Time to Problem Solve
So then I looked at the Jo Cook’s recipe again, and low and behold, that recipe only called for 1 cup of apple cider. Then I looked at the 3 cups of apple cider simmering on the stove. It was decision time, folks. I grabbed a sheet of paper and did a side by side comparison of the ingredients and quantities, and came up with a plan.
I kept the dry measurements from Jo Cooks, then I added a half cup of flour, because everything seemed too wet. The addition of the brown sugar from Damn Delicious, seemed like a good call, so it stayed. Finally, I had to let the buttermilk go. The whole reason I picked the Jo Cooks recipe to begin with, but I knew the batter would be way too wet to keep it and all of the cider.

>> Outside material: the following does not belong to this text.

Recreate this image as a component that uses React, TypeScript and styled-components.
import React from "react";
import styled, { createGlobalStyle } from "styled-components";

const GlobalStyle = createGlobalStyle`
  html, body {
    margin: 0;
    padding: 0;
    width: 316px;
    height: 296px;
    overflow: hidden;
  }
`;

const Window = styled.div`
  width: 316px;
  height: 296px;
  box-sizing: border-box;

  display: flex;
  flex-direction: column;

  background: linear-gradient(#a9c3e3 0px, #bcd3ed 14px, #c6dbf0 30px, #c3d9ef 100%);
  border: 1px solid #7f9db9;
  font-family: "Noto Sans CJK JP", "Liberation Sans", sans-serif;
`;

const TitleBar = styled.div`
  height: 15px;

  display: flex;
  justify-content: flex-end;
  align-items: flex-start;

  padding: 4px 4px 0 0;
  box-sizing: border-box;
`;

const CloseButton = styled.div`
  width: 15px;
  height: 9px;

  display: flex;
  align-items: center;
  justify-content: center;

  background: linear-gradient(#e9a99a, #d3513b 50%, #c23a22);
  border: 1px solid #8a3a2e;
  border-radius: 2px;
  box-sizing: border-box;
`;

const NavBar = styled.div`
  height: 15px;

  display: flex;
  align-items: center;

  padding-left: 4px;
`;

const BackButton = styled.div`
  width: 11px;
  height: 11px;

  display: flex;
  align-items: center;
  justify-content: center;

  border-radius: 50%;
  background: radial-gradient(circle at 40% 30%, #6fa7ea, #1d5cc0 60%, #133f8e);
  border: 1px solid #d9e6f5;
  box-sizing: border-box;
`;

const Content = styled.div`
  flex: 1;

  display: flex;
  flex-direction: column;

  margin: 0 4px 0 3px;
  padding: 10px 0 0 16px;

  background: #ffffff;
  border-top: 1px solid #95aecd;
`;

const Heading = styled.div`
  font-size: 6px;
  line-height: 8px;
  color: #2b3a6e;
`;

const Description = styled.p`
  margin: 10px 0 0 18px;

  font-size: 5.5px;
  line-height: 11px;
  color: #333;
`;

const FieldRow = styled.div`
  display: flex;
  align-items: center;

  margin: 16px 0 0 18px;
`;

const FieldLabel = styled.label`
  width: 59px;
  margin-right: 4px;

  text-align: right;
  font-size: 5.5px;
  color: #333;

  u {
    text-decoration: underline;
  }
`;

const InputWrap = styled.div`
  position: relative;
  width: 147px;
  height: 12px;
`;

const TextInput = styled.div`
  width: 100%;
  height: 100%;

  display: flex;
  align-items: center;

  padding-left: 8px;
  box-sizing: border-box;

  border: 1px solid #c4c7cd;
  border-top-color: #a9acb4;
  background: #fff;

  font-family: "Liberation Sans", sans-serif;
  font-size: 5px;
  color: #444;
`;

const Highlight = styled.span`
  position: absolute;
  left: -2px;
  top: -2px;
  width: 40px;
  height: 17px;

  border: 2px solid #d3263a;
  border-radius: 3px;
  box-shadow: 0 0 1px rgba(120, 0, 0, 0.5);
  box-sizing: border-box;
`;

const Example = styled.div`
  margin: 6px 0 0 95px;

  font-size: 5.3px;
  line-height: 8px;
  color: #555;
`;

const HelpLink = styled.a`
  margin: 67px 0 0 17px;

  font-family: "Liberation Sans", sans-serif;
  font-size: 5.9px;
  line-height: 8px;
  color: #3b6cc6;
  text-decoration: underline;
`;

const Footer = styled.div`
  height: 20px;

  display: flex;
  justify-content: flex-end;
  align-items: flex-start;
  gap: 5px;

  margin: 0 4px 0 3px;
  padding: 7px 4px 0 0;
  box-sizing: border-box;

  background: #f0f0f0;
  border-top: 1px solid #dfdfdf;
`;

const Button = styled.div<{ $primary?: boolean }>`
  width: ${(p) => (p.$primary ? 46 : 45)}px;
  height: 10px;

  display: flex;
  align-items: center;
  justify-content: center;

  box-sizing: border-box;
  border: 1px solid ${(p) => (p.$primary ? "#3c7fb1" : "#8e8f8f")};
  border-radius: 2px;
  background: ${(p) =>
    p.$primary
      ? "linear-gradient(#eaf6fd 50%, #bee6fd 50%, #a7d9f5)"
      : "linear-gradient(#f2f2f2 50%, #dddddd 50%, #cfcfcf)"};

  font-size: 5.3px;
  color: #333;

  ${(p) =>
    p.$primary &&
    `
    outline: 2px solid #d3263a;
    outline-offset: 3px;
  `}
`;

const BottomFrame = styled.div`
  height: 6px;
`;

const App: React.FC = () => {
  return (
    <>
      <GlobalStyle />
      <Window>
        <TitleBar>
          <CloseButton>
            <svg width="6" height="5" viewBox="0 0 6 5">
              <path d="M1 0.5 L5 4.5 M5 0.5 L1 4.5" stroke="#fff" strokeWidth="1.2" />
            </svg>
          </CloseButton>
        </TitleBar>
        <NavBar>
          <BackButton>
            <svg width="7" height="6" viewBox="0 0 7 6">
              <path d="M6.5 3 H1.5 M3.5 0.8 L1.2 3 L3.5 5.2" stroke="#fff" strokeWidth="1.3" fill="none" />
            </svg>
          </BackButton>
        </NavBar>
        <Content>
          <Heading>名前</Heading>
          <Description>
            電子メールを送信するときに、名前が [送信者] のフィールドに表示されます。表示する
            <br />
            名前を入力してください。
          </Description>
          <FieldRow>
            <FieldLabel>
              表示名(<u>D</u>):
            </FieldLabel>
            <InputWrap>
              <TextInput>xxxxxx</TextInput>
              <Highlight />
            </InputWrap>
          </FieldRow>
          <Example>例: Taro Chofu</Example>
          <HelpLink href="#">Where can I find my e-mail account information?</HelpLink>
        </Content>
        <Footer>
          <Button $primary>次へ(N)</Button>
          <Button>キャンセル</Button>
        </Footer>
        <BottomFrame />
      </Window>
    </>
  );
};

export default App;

The resulting dough was SO sticky. I ended up kneading extra flour into dough and then dividing the dough in half and freezing it for 15-20 minutes just to be able to cut them out. In summary, this was a hot mess up until the point when I started frying them.

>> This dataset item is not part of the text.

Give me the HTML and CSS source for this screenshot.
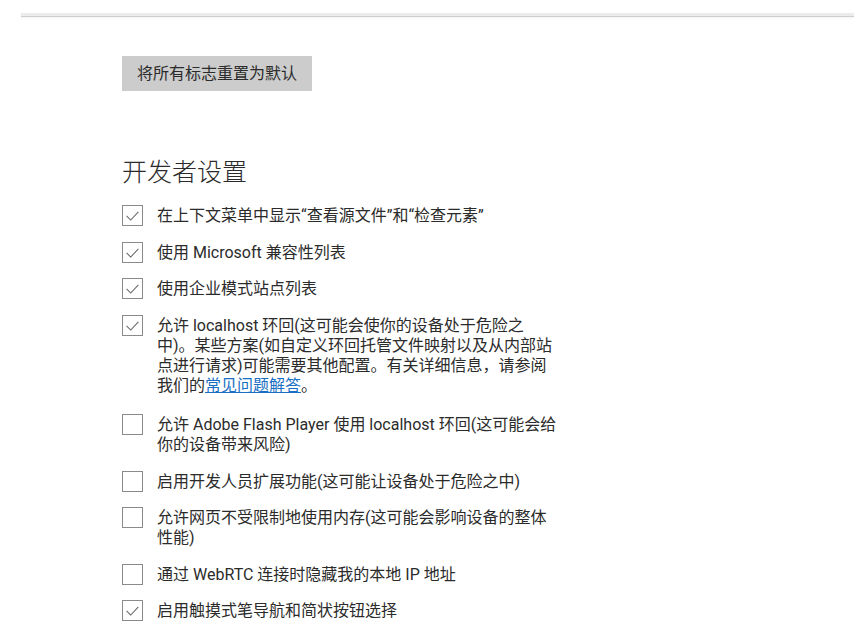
FILE: index.html
```html
<!DOCTYPE html>
<html lang="zh-CN">
<head>
<meta charset="utf-8">
<title>开发者设置</title>
<link rel="stylesheet" href="styles.css">
</head>
<body>
<div class="topbar"></div>
<main class="content">
  <button class="reset-btn" type="button">将所有标志重置为默认</button>
  <h2 class="section-title">开发者设置</h2>
  <ul class="options">
    <li class="option">
      <span class="box"><svg viewBox="0 0 21 21"><polyline points="4,11 8.5,15.5 17,6.5"/></svg></span>
      <span class="label">在上下文菜单中显示“查看源文件”和“检查元素”</span>
    </li>
    <li class="option">
      <span class="box"><svg viewBox="0 0 21 21"><polyline points="4,11 8.5,15.5 17,6.5"/></svg></span>
      <span class="label">使用 Microsoft 兼容性列表</span>
    </li>
    <li class="option">
      <span class="box"><svg viewBox="0 0 21 21"><polyline points="4,11 8.5,15.5 17,6.5"/></svg></span>
      <span class="label">使用企业模式站点列表</span>
    </li>
    <li class="option option-long">
      <span class="box"><svg viewBox="0 0 21 21"><polyline points="4,11 8.5,15.5 17,6.5"/></svg></span>
      <span class="label">允许 localhost 环回(这可能会使你的设备处于危险之中)。某些方案(如自定义环回托管文件映射以及从内部站点进行请求)可能需要其他配置。有关详细信息，请参阅我们的<a href="#" class="link">常见问题解答</a>。</span>
    </li>
    <li class="option">
      <span class="box"></span>
      <span class="label">允许 Adobe Flash Player 使用 localhost 环回(这可能会给你的设备带来风险)</span>
    </li>
    <li class="option">
      <span class="box"></span>
      <span class="label">启用开发人员扩展功能(这可能让设备处于危险之中)</span>
    </li>
    <li class="option">
      <span class="box"></span>
      <span class="label">允许网页不受限制地使用内存(这可能会影响设备的整体性能)</span>
    </li>
    <li class="option">
      <span class="box"></span>
      <span class="label">通过 WebRTC 连接时隐藏我的本地 IP 地址</span>
    </li>
    <li class="option">
      <span class="box"><svg viewBox="0 0 21 21"><polyline points="4,11 8.5,15.5 17,6.5"/></svg></span>
      <span class="label">启用触摸式笔导航和简状按钮选择</span>
    </li>
  </ul>
</main>
</body>
</html>
```

FILE: styles.css
```css
html, body {
  margin: 0;
  padding: 0;
  background: #ffffff;
}

body {
  font-family: Roboto, "Noto Sans CJK SC", sans-serif;
  color: #333333;
  font-size: 16px;
}

.topbar {
  margin: 13px 0 0 21px;
  height: 3px;
  background: #ececec;
  border-bottom: 1px solid #cdcdcd;
  box-shadow: 0 1px 3px rgba(0, 0, 0, 0.05);
}

.content {
  padding: 39px 0 0 122px;
}

.reset-btn {
  display: block;
  width: 190px;
  height: 35px;
  margin: 0;
  padding: 0;
  border: none;
  background: #cccccc;
  color: #2b2b2b;
  font-family: Roboto, "Noto Sans CJK SC", sans-serif;
  font-size: 16px;
  line-height: 35px;
  text-align: center;
}

.section-title {
  margin: 66px 0 0 0;
  font-size: 25px;
  font-weight: 300;
  line-height: 32px;
  color: #2b2b2b;
}

.options {
  list-style: none;
  margin: 17px 0 0 0;
  padding: 0;
  display: flex;
  flex-direction: column;
  gap: 16.5px;
}

.option {
  display: flex;
  align-items: flex-start;
  gap: 14px;
  line-height: 20px;
}

.option-long {
  margin-bottom: 3px;
}

.box {
  flex: none;
  width: 21px;
  height: 21px;
  margin-top: -1px;
  border: 1px solid #8a8a8a;
  box-sizing: border-box;
  background: #ffffff;
  display: flex;
}

.box svg {
  width: 100%;
  height: 100%;
  fill: none;
  stroke: #6a6a6a;
  stroke-width: 1.2;
}

.label {
  width: 402px;
  color: #2b2b2b;
}

.link {
  color: #1a6fc4;
  text-decoration: underline;
}
```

Are they as good as the SkyTop version? Hell No. We are lucky they came out at all! I honestly had the lowest expectations– but then my daughter, who only eats doughnuts with chocolate icing and sprinkles, inhaled a whole doughnut and gave me a thumbs up! This is a low bar, but in many ways still a triumph.Print
Homemade apple cider doughnuts filled with cinnamon, spice and everything nice.
- 3 cups apple cider
- 1 cup granulated sugar
- 4 ½ tsp cinnamon, divided
- 4 cups all purpose flour
- ⅔ cup light brown sugar
- 1 tablespoon baking powder
- 1 tsp baking soda
- 1 tsp salt
- ½ tsp nutmeg
- 5tbs melted butter
- 2 eggs
- Vegetable oil
- In a medium saucepan bring apple cider to a boil. Reduce heat to a simmer and let cider reduce down to 1 cup, about 15-20 minutes. Remove from heat and let cool.

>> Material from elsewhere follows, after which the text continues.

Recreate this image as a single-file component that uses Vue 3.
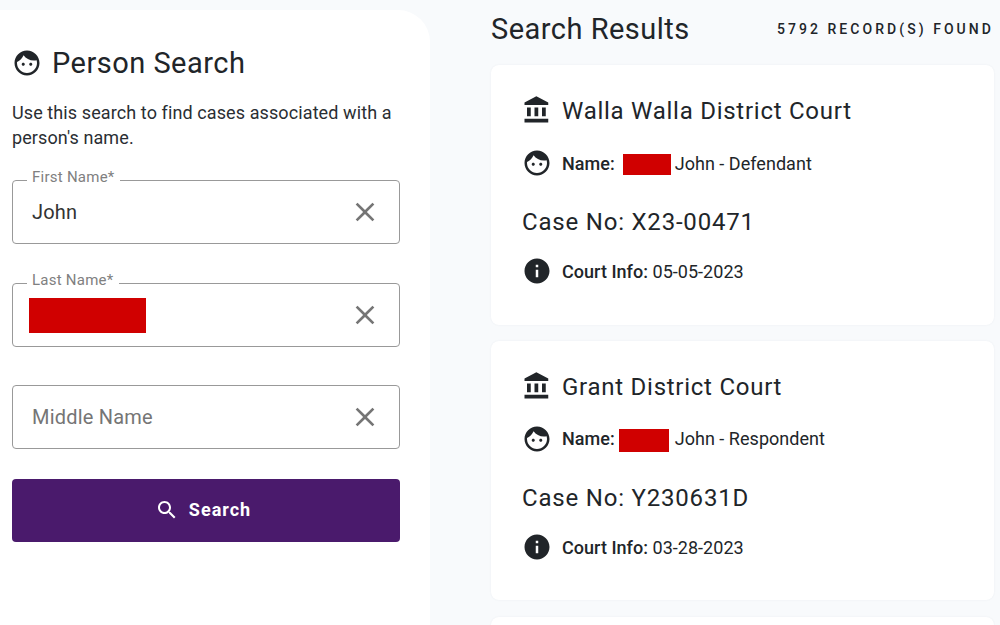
<script setup>
const faceD = 'M9 11.75c-.69 0-1.25.56-1.25 1.25s.56 1.25 1.25 1.25 1.25-.56 1.25-1.25-.56-1.25-1.25-1.25zm6 0c-.69 0-1.25.56-1.25 1.25s.56 1.25 1.25 1.25 1.25-.56 1.25-1.25-.56-1.25-1.25-1.25zM12 2C6.48 2 2 6.48 2 12s4.48 10 10 10 10-4.48 10-10S17.52 2 12 2zm0 18c-4.41 0-8-3.59-8-8 0-.29.02-.58.05-.86 2.36-1.05 4.23-2.98 5.21-5.37C11.07 8.33 14.05 10 17.42 10c.78 0 1.53-.09 2.25-.26.21.71.33 1.47.33 2.26 0 4.41-3.59 8-8 8z'
const bankD = 'M4 10v7h3v-7H4zm6 0v7h3v-7h-3zM2 22h19v-3H2v3zm14-12v7h3v-7h-3zm-4.5-9L2 6v2h19V6l-9.5-5z'
const infoD = 'M12 2C6.48 2 2 6.48 2 12s4.48 10 10 10 10-4.48 10-10S17.52 2 12 2zm1 15h-2v-6h2v6zm0-8h-2V7h2v2z'
const closeD = 'M19 6.41L17.59 5 12 10.59 6.41 5 5 6.41 10.59 12 5 17.59 6.41 19 12 13.41 17.59 19 19 17.59 13.41 12z'
const searchD = 'M15.5 14h-.79l-.28-.27C15.41 12.59 16 11.11 16 9.5 16 5.91 13.09 3 9.5 3S3 5.91 3 9.5 5.91 16 9.5 16c1.61 0 3.09-.59 4.23-1.57l.27.28v.79l5 4.99L20.49 19l-4.99-5zm-6 0C7.01 14 5 11.99 5 9.5S7.01 5 9.5 5 14 7.01 14 9.5 11.99 14 9.5 14z'

const fields = [
  { label: 'First Name*', value: 'John', cls: 'first' },
  { label: 'Last Name*', value: '', cls: 'last', redacted: true },
  { label: '', value: '', placeholder: 'Middle Name', cls: 'middle' },
]

const cards = [
  { court: 'Walla Walla District Court', role: 'John - Defendant', caseNo: 'X23-00471', date: '05-05-2023', cls: 'one' },
  { court: 'Grant District Court', role: 'John - Respondent', caseNo: 'Y230631D', date: '03-28-2023', cls: 'two' },
]
</script>

<template>
  <div class="page">
    <aside class="panel">
      <h2 class="panel-title">
        <svg class="icon" viewBox="0 0 24 24"><path :d="faceD" /></svg>
        <span>Person Search</span>
      </h2>
      <p class="intro">Use this search to find cases associated with a person's name.</p>
      <form class="form" @submit.prevent>
        <div v-for="f in fields" :key="f.cls" class="field" :class="f.cls">
          <label v-if="f.label" class="float">{{ f.label }}</label>
          <input class="input" :value="f.value" :placeholder="f.placeholder" />
          <span v-if="f.redacted" class="redact-input"></span>
          <svg class="clear" viewBox="0 0 24 24"><path :d="closeD" /></svg>
        </div>
        <button class="btn" type="submit">
          <svg class="btn-icon" viewBox="0 0 24 24"><path :d="searchD" /></svg>
          <span>Search</span>
        </button>
      </form>
    </aside>

    <main class="results">
      <header class="results-head">
        <h2 class="results-title">Search Results</h2>
        <span class="count">5792 RECORD(S) FOUND</span>
      </header>
      <article v-for="c in cards" :key="c.caseNo" class="card" :class="c.cls">
        <div class="row court">
          <svg class="icon" viewBox="0 0 24 24"><path :d="bankD" /></svg>
          <h3>{{ c.court }}</h3>
        </div>
        <div class="row name">
          <svg class="icon" viewBox="0 0 24 24"><path :d="faceD" /></svg>
          <span class="text"><b>Name:</b><span class="redact"></span><span>{{ c.role }}</span></span>
        </div>
        <div class="case">Case No: {{ c.caseNo }}</div>
        <div class="row info">
          <svg class="icon" viewBox="0 0 24 24"><path :d="infoD" /></svg>
          <span class="text"><b>Court Info:</b> {{ c.date }}</span>
        </div>
      </article>
      <article class="card stub"></article>
    </main>
  </div>
</template>

<style>
html, body { margin: 0; background: #f8fafc; }
</style>

<style scoped>
.page {
  display: flex;
  height: 625px;
  overflow: hidden;
  background: #f8fafc;
  color: #212529;
  font-family: Roboto, "Liberation Sans", sans-serif;
}
.panel {
  box-sizing: border-box;
  width: 430px;
  flex: none;
  margin-top: 10px;
  padding: 35px 30px 0 12px;
  background: #fff;
  border-top-right-radius: 32px;
}
.panel-title {
  display: flex;
  align-items: center;
  gap: 10px;
  margin: 0;
  height: 35px;
  font-size: 29px;
  font-weight: 400;
  letter-spacing: 0.48px;
}
.icon { width: 30px; height: 30px; flex: none; fill: #212529; }
.intro {
  margin: 20px 0 0;
  font-size: 18px;
  line-height: 25px;
  letter-spacing: 0.1px;
  color: #2a2e33;
}
.form { display: flex; flex-direction: column; margin-top: 30px; }
.field { position: relative; height: 64px; }
.last { margin-top: 39px; }
.middle { margin-top: 38px; }
.input {
  box-sizing: border-box;
  display: block;
  width: 100%;
  height: 100%;
  padding: 0 60px 0 19px;
  border: 1px solid #999;
  border-radius: 4px;
  background: #fff;
  outline: none;
  font: 400 20px Roboto, sans-serif;
  letter-spacing: 0.2px;
  color: #333;
}
.input::placeholder { color: #757575; opacity: 1; }
.float {
  position: absolute;
  left: 15px;
  top: -13px;
  padding: 0 5px;
  background: #fff;
  font-size: 15px;
  line-height: 20px;
  letter-spacing: 0.25px;
  color: #808080;
}
.redact-input {
  position: absolute;
  left: 17px;
  top: 15px;
  width: 117px;
  height: 35px;
  background: #d00000;
}
.clear {
  position: absolute;
  right: 19px;
  top: 16px;
  width: 32px;
  height: 32px;
  fill: #757575;
}
.btn {
  display: flex;
  align-items: center;
  justify-content: center;
  gap: 10px;
  height: 63px;
  margin-top: 30px;
  padding: 0 6px 2px 0;
  border: 0;
  border-radius: 4px;
  background: #4a1a6c;
  color: #fff;
  font: 700 18px Roboto, sans-serif;
  letter-spacing: 1px;
}
.btn-icon { width: 24px; height: 24px; fill: #fff; }
.results {
  width: 503px;
  flex: none;
  margin-left: 61px;
}
.results-head {
  display: flex;
  align-items: center;
  justify-content: space-between;
  height: 57px;
}
.results-title {
  margin: 0;
  font-size: 29px;
  font-weight: 400;
  letter-spacing: 0.48px;
}
.count {
  font-size: 14px;
  font-weight: 500;
  letter-spacing: 3.05px;
}
.card {
  box-sizing: border-box;
  height: 260px;
  margin-top: 16px;
  padding: 30px 31px 0;
  background: #fff;
  border-radius: 8px;
  box-shadow: 0 0 2px rgba(60, 80, 120, 0.08);
}
.card.one { margin-top: 8px; }
.card.two { height: 259px; }
.stub { margin-top: 17px; }
.row { display: flex; align-items: center; gap: 10px; }
.court { height: 30px; }
.court h3 {
  margin: 0;
  padding-top: 2px;
  font-size: 24px;
  font-weight: 400;
  letter-spacing: 0.74px;
}
.name { margin-top: 23px; height: 30px; }
.name .text { padding-top: 2px; }
.text { font-size: 18px; letter-spacing: 0.03px; }
.text b { font-weight: 500; }
.redact {
  display: inline-block;
  width: 48px;
  height: 21px;
  margin: 0 4px 0 8px;
  vertical-align: middle;
  background: #d00000;
}
.two .redact { width: 50px; height: 23px; margin: 0 6px 0 4px; }
.case {
  margin-top: 29px;
  font-size: 24px;
  line-height: 30px;
  letter-spacing: 0.8px;
}
.info { margin-top: 19px; height: 30px; }
</style>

- In a medium bowl stir together 1 cup of granulated sugar and 2 ½ teaspoons cinnamon. Set aside.
- In the bowl of a stand mixer fitted with the paddle attachment, combine the flour, baking powder, salt, baking soda, brown sugar, 2 teaspoons cinnamon and nutmeg.
- With the mixer running on low speed, pour in the apple cider, melted butter and 2 eggs. Mix until completely combined. The dough will be very sticky.
- Scrape the dough into a smaller container with a lid and refrigerate for at least one hour. The longer the better.
- Spray your work surface with cooking spray and heavily dust the work surface with flour. Turn out half the dough on the counter top. Put the remaining dough back in the refrigerator. If the dough still feels very sticky sprinkle the top with flour and knead it a couple of times to incorporate the flour. If that doesn’t work, pat the dough into a disk and wrap the dough in plastic wrap and freeze for 15 to 20 minutes.
- Fix a heavy bottom pot with a candy thermometer and fill with 2-3 inches of oil. Heat the oil to 375ºF.
- Gently roll the dough out into ¾ inch thickness and cut out using a 2 1/2 inch doughnut cutter.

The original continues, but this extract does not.